## Start Supplied information

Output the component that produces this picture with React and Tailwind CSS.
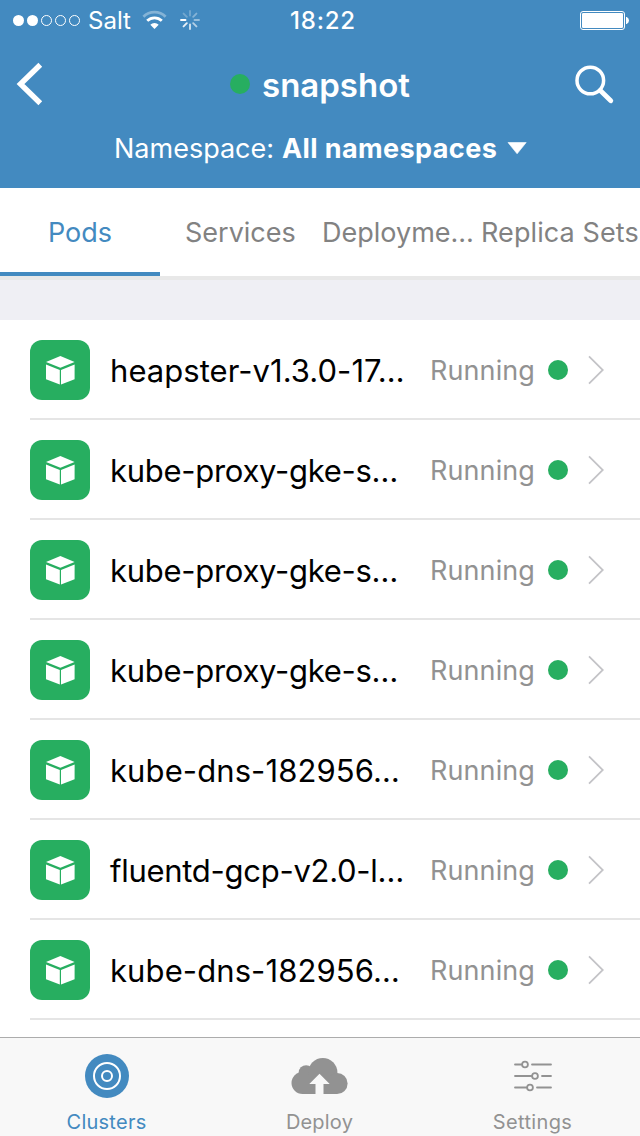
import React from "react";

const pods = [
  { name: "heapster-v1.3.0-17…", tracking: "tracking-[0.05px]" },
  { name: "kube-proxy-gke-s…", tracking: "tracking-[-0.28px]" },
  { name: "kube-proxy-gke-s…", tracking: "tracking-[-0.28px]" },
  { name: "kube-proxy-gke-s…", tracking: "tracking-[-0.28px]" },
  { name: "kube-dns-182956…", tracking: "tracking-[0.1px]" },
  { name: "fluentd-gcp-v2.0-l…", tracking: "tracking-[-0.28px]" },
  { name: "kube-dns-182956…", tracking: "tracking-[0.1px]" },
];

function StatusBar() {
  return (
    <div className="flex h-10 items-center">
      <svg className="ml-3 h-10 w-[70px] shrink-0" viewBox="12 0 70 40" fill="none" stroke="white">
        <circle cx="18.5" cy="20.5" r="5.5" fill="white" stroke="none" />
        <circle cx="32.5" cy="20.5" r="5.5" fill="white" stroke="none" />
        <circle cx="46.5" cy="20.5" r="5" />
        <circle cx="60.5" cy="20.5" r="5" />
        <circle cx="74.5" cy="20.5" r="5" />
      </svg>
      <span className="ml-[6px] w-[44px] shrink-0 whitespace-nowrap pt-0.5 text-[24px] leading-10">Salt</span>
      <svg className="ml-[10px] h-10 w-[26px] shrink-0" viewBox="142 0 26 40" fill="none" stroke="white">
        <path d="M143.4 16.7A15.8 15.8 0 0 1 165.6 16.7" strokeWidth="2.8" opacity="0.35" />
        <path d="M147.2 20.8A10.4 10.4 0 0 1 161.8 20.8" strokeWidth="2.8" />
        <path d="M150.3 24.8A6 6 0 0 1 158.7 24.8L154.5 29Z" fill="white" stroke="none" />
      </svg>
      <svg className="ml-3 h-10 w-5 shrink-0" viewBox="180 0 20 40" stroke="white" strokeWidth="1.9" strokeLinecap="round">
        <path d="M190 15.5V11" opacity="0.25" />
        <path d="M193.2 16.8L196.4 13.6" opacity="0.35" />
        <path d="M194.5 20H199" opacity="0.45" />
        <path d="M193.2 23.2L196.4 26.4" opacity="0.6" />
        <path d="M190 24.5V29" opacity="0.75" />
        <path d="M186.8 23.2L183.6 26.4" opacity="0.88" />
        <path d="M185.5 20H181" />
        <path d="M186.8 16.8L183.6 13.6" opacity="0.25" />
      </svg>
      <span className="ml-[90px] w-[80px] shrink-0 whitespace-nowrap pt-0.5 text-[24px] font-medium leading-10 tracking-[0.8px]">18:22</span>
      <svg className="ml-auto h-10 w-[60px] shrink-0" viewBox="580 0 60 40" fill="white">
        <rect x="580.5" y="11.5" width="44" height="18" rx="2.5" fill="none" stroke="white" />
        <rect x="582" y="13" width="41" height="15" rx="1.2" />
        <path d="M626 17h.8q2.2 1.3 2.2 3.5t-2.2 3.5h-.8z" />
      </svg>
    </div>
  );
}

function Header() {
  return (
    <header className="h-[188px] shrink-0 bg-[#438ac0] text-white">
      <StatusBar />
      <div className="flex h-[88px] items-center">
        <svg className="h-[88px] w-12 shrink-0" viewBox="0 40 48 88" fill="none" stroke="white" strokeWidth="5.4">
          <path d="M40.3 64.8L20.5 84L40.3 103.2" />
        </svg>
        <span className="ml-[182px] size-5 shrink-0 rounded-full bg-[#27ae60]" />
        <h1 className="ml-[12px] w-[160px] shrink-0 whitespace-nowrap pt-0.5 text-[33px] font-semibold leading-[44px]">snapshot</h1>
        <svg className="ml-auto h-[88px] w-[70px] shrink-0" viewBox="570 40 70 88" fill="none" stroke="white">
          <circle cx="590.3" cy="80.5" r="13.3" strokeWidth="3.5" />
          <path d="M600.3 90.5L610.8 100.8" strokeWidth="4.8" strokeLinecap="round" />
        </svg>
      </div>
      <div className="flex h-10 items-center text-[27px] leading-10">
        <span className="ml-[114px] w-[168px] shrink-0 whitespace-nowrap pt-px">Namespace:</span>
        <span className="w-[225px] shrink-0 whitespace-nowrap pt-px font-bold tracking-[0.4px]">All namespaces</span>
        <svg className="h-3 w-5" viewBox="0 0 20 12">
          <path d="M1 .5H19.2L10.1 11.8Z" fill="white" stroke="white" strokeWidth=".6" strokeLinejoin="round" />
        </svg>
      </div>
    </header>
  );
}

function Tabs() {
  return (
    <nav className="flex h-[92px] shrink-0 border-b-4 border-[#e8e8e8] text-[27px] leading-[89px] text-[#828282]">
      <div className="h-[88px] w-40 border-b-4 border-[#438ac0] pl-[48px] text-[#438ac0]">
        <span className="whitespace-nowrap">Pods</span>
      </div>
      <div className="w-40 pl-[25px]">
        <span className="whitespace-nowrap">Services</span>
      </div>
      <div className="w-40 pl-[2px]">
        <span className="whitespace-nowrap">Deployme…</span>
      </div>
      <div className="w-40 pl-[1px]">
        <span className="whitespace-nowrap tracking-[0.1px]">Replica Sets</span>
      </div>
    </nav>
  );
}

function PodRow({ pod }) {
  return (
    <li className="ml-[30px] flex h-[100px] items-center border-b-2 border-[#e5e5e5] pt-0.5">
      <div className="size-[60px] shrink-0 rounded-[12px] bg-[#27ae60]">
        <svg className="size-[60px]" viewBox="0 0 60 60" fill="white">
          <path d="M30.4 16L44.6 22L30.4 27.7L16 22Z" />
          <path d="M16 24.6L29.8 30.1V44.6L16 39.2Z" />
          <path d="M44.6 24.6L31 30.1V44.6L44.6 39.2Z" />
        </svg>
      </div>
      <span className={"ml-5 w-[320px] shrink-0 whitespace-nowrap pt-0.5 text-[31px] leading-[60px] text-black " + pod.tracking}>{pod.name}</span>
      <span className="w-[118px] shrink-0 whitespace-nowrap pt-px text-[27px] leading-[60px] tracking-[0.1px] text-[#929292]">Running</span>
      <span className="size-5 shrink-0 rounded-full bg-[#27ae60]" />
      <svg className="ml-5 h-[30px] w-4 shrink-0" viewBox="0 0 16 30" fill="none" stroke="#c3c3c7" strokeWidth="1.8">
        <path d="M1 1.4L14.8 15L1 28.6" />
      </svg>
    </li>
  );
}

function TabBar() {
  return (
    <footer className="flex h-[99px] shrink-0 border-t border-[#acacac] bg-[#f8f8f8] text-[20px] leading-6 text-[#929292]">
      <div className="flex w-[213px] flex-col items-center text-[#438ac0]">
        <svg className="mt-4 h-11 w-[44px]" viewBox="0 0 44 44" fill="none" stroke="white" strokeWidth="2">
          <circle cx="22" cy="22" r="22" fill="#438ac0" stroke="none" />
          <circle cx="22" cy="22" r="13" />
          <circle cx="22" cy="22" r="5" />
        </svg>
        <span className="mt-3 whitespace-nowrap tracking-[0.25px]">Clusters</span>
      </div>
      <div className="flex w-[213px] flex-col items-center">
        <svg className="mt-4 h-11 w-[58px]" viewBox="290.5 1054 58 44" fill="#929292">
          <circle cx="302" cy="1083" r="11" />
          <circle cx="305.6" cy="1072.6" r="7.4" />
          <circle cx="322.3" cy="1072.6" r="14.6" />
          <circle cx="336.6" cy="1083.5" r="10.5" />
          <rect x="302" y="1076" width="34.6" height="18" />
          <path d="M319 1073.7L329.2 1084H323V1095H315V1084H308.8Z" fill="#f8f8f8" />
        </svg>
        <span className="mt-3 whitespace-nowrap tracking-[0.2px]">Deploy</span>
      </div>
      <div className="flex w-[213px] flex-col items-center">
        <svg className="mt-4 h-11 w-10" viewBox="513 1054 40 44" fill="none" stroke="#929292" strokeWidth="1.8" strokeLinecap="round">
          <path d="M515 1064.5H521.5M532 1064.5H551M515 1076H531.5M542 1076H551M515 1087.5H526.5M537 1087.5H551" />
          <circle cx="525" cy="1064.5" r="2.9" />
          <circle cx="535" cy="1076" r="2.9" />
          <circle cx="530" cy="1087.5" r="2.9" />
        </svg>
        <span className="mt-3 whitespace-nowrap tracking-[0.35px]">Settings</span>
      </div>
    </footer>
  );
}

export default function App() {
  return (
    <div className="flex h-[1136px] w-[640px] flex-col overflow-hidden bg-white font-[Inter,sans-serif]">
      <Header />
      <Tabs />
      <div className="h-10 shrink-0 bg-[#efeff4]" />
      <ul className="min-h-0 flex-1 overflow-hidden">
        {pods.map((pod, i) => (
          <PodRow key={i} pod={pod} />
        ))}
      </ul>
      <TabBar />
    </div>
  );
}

## End Supplied information

• Instruction: Which lines above contain the word "React"? Copy each of them.

• Task result:
Output the component that produces this picture with React and Tailwind CSS.
import React from "react";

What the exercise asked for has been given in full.